In all the years I've been with them, they've never once lowered their price to me. Not once. And I started with VoiceStream, that's how long I've been with them in the US.

They include 1GB of 4G LTE data per line per month, and then I pay an extra $10 per line per month to bump both of them up to 3GB of LTE each.

So the "no overages fees" claim doesn't apply to you, either. You shouldn't have to pay more to get more. That's T-Mobile's marketing. That it doesn't apply to everyone is one downside to T-Mobile.

I traveled to another country over the summer, and I was even able to use my phone for free over there. It was awesome!

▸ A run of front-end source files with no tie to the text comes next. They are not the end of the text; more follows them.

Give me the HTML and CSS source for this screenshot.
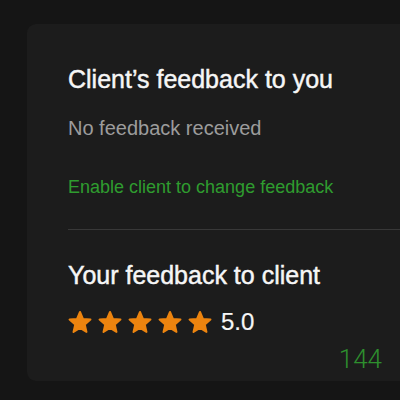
FILE: index.html
```html
<!DOCTYPE html>
<html lang="en">
<head>
<meta charset="utf-8">
<link rel="stylesheet" href="styles.css">
</head>
<body>
<div class="card">
  <h2 class="title">Client’s feedback to you</h2>
  <p class="muted">No feedback received</p>
  <a class="link" href="#">Enable client to change feedback</a>
  <hr class="divider">
  <h2 class="title second">Your feedback to client</h2>
  <div class="rating">
    <div class="stars">
      <svg class="star" viewBox="0 0 24 24"><path d="M12 2L14.94 8.96 22.46 9.6 16.76 14.55 18.47 21.9 12 18 5.53 21.9 7.24 14.55 1.54 9.6 9.06 8.96Z"/></svg>
      <svg class="star" viewBox="0 0 24 24"><path d="M12 2L14.94 8.96 22.46 9.6 16.76 14.55 18.47 21.9 12 18 5.53 21.9 7.24 14.55 1.54 9.6 9.06 8.96Z"/></svg>
      <svg class="star" viewBox="0 0 24 24"><path d="M12 2L14.94 8.96 22.46 9.6 16.76 14.55 18.47 21.9 12 18 5.53 21.9 7.24 14.55 1.54 9.6 9.06 8.96Z"/></svg>
      <svg class="star" viewBox="0 0 24 24"><path d="M12 2L14.94 8.96 22.46 9.6 16.76 14.55 18.47 21.9 12 18 5.53 21.9 7.24 14.55 1.54 9.6 9.06 8.96Z"/></svg>
      <svg class="star" viewBox="0 0 24 24"><path d="M12 2L14.94 8.96 22.46 9.6 16.76 14.55 18.47 21.9 12 18 5.53 21.9 7.24 14.55 1.54 9.6 9.06 8.96Z"/></svg>
    </div>
    <span class="score">5.0</span>
  </div>
  <div class="count">144</div>
</div>
</body>
</html>
```
FILE: styles.css
```css
html, body {
  margin: 0;
  padding: 0;
  background: #151515;
  font-family: "Liberation Sans", Arial, sans-serif;
  overflow: hidden;
}

.card {
  margin: 24px 0 0 27px;
  width: calc(100% - 27px);
  height: 357px;
  box-sizing: border-box;
  padding: 40px 0 0 41px;
  background: #1c1c1c;
  border-radius: 9px 0 0 9px;
  display: flex;
  flex-direction: column;
  align-items: flex-start;
}

.title {
  margin: 0;
  color: #f6f6f6;
  font-size: 25px;
  font-weight: 400;
  line-height: 30px;
  -webkit-text-stroke: 0.45px #f6f6f6;
}

.muted {
  margin: 22px 0 0;
  color: #9c9c9c;
  font-size: 20px;
  line-height: 24px;
}

.link {
  margin-top: 36px;
  color: #2f9c2f;
  font-size: 18px;
  line-height: 22px;
  text-decoration: none;
}

.divider {
  align-self: stretch;
  margin: 31px 0 0;
  border: 0;
  height: 1px;
  background: #383838;
}

.second {
  margin-top: 30px;
}

.rating {
  margin-top: 18px;
  display: flex;
  align-items: center;
  gap: 9px;
}

.stars {
  display: flex;
  gap: 6px;
}

.star {
  width: 24px;
  height: 24px;
  fill: #ec840f;
  stroke: #ec840f;
  stroke-width: 2;
  stroke-linejoin: round;
}

.score {
  color: #f6f6f6;
  font-size: 24px;
  line-height: 28px;
  -webkit-text-stroke: 0.2px #f6f6f6;
}

.count {
  align-self: stretch;
  margin-top: 8px;
  padding-right: 18px;
  text-align: right;
  color: #2e8f2e;
  font-family: Roboto, "Liberation Sans", sans-serif;
  font-size: 26px;
  font-weight: 300;
  line-height: 30px;
}
```
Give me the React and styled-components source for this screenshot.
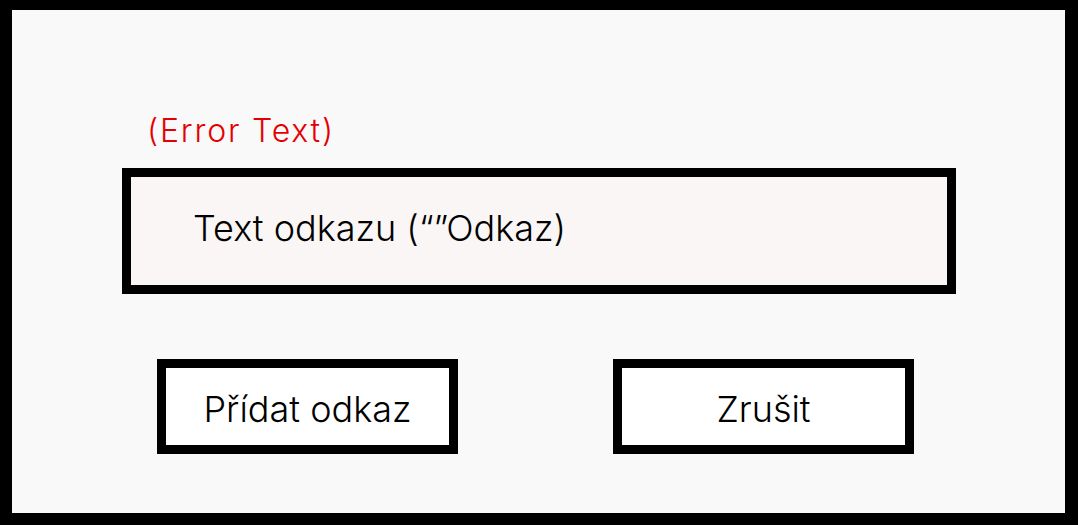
import React from "react";
import styled, { createGlobalStyle } from "styled-components";

const Global = createGlobalStyle`
  html, body { margin: 0; padding: 0; background: #000; }
  * { box-sizing: border-box; }
`;

const Frame = styled.div`
  width: 1078px;
  height: 525px;
  border-style: solid;
  border-color: #000;
  border-width: 10px 13px 12px 12px;
  background: #f9f9f9;
  padding: 102px 0 0 110px;
  display: flex;
  flex-direction: column;
  align-items: flex-start;
  font-family: Inter, "Noto Sans", sans-serif;
  font-weight: 320;
`;

const ErrorText = styled.div`
  margin-left: 25px;
  font-size: 32px;
  line-height: 38px;
  letter-spacing: 1.8px;
  color: #e50000;
`;

const LinkField = styled.div`
  margin-top: 18px;
  width: 834px;
  height: 126px;
  border: 9px solid #000;
  background: #f9f6f5;
  display: flex;
  align-items: center;
  padding: 0 0 6px 62px;
  font-size: 36px;
  color: #000;
`;

const ButtonRow = styled.div`
  display: flex;
  gap: 155px;
  margin-top: 65px;
  padding-left: 35px;
`;

const Button = styled.div`
  width: 301px;
  height: 95px;
  border: 9px solid #000;
  background: #fff;
  display: flex;
  align-items: center;
  justify-content: center;
  padding-top: 4px;
  font-size: 36px;
  color: #000;
`;

export default function App() {
  return (
    <>
      <Global />
      <Frame>
        <ErrorText>(Error Text)</ErrorText>
        <LinkField>Text odkazu (“”Odkaz)</LinkField>
        <ButtonRow>
          <Button>Přídat odkaz</Button>
          <Button>Zrušit</Button>
        </ButtonRow>
      </Frame>
    </>
  );
}
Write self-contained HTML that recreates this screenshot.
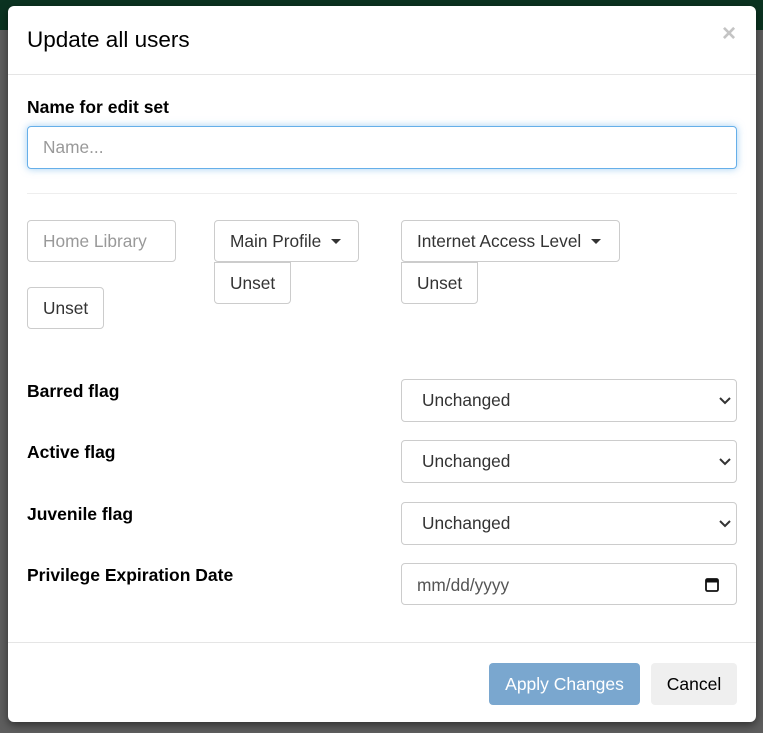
<!DOCTYPE html>
<html><head><meta charset="utf-8"><style>
*{box-sizing:border-box;margin:0;padding:0}
body{width:763px;height:733px;background:#5e5e5e;font-family:"Liberation Sans",Arial,sans-serif;position:relative;overflow:hidden;color:#000}
.top{position:absolute;left:0;top:0;width:763px;height:30px;background:#0b3321}
.modal{position:absolute;left:8px;top:6px;width:748px;height:716px;background:#fff;border-radius:6px;box-shadow:0 3px 9px rgba(0,0,0,.5)}
.a{position:absolute}
.lbl{font-weight:bold;font-size:17.5px}
.box{position:absolute;border:1px solid #ccc;border-radius:4px;background:#fff;font-size:17.3px;color:#333;padding-left:15px;display:flex;align-items:center}
.sel svg{position:absolute;right:4px;top:50%;margin-top:-4px}
.caret{display:inline-block;width:0;height:0;border-left:5px solid transparent;border-right:5px solid transparent;border-top:5px solid #333;margin-left:10px;vertical-align:middle}
</style></head><body>
<div class="top"></div>
<div class="modal">
  <div class="a" style="left:19px;top:21px;font-size:22.5px;color:#000">Update all users</div>
  <div class="a" style="left:714px;top:16px;font-size:24px;font-weight:bold;color:#c4c4c4;line-height:24px">×</div>
  <div class="a" style="left:0;top:68px;width:748px;height:1px;background:#e5e5e5"></div>
  <div class="a lbl" style="left:19px;top:91px">Name for edit set</div>
  <div class="box" style="left:19px;top:120px;width:710px;height:43px;border-color:#66afe9;box-shadow:0 0 8px rgba(102,175,233,.6);color:#999">Name...</div>
  <div class="a" style="left:19px;top:187px;width:710px;height:1px;background:#eee"></div>

  <div class="box" style="left:19px;top:214px;width:149px;height:42px;color:#999">Home Library</div>
  <div class="box" style="left:19px;top:281px;width:77px;height:42px">Unset</div>
  <div class="box" style="left:206px;top:214px;width:145px;height:42px">Main Profile<span class="caret"></span></div>
  <div class="box" style="left:206px;top:256px;width:77px;height:42px;border-radius:0 0 4px 4px">Unset</div>
  <div class="box" style="left:393px;top:214px;width:219px;height:42px">Internet Access Level<span class="caret"></span></div>
  <div class="box" style="left:393px;top:256px;width:77px;height:42px;border-radius:0 0 4px 4px">Unset</div>

  <div class="a lbl" style="left:19px;top:375px">Barred flag</div>
  <div class="box sel" style="left:393px;top:373px;width:336px;height:43px;padding-left:20px">Unchanged<svg width="12" height="8" viewBox="0 0 12 8" style="right:5px"><path d="M1 1l5 5 5-5" stroke="#333" stroke-width="2" fill="none"/></svg></div>
  <div class="a lbl" style="left:19px;top:436px">Active flag</div>
  <div class="box sel" style="left:393px;top:434px;width:336px;height:43px;padding-left:20px">Unchanged<svg width="12" height="8" viewBox="0 0 12 8" style="right:5px"><path d="M1 1l5 5 5-5" stroke="#333" stroke-width="2" fill="none"/></svg></div>
  <div class="a lbl" style="left:19px;top:498px">Juvenile flag</div>
  <div class="box sel" style="left:393px;top:496px;width:336px;height:43px;padding-left:20px">Unchanged<svg width="12" height="8" viewBox="0 0 12 8" style="right:5px"><path d="M1 1l5 5 5-5" stroke="#333" stroke-width="2" fill="none"/></svg></div>
  <div class="a lbl" style="left:19px;top:559px">Privilege Expiration Date</div>
  <div class="box" style="left:393px;top:557px;width:336px;height:42px;color:#555;padding-top:2px">mm/dd/yyyy<svg width="14" height="15" viewBox="0 0 14 15" style="position:absolute;right:17px;top:13px"><rect x="1" y="2" width="12" height="12" rx="1.5" fill="none" stroke="#111" stroke-width="1.8"/><rect x="1" y="2" width="12" height="3.5" fill="#111"/></svg></div>

  <div class="a" style="left:0;top:636px;width:748px;height:1px;background:#e5e5e5"></div>
  <div class="a" style="left:481px;top:657px;width:151px;height:42px;background:#7aa7cf;border-radius:4px;color:#fff;font-size:17.5px;display:flex;align-items:center;justify-content:center">Apply Changes</div>
  <div class="a" style="left:643px;top:657px;width:86px;height:42px;background:#efefef;border-radius:4px;color:#000;font-size:17.5px;display:flex;align-items:center;justify-content:center">Cancel</div>
</div>
</body></html>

Yes, isn't it? I found out that by cancelling the extra 500 texts/month for $2.99 I was paying for, based on T-Mobile service reps swearing up and down multiple times that I didn't need it because "no overages, ever!" and "it doesn't matter how many texts, you won't pay for them", I wound up being subject to 50 cents EACH for texts while I travel internationally.

There's no contract, no overage fees, no nonsense.

I haven't had a T-Mobile contract for, ummm, ten years? There are overage fees -- for some of their plans. (I'd say a plan that has 50 texts/month, that is shown on the website as "N out of unlimited" for usage, where you have to pay for every text you send counts as having an "overage fee".) And nonsense? they've got that in spades. (Ditto for the "N of unlimited" having any fee for texts.)

Comment Re:Cheaper option (Score 1) 142

But as you could read in the other sources, a citizen's arrest is legally recognized in most of the world in cases of a felony.

And as you could read in the source I spoke about, flight crew other than the aircraft commander have no special arrest authority. That means flight attendants don't have the power to arrest someone just because they are flight attendants.

And I don't recall the statement about them being able to arrest someone was specific to felonies. But that's moot.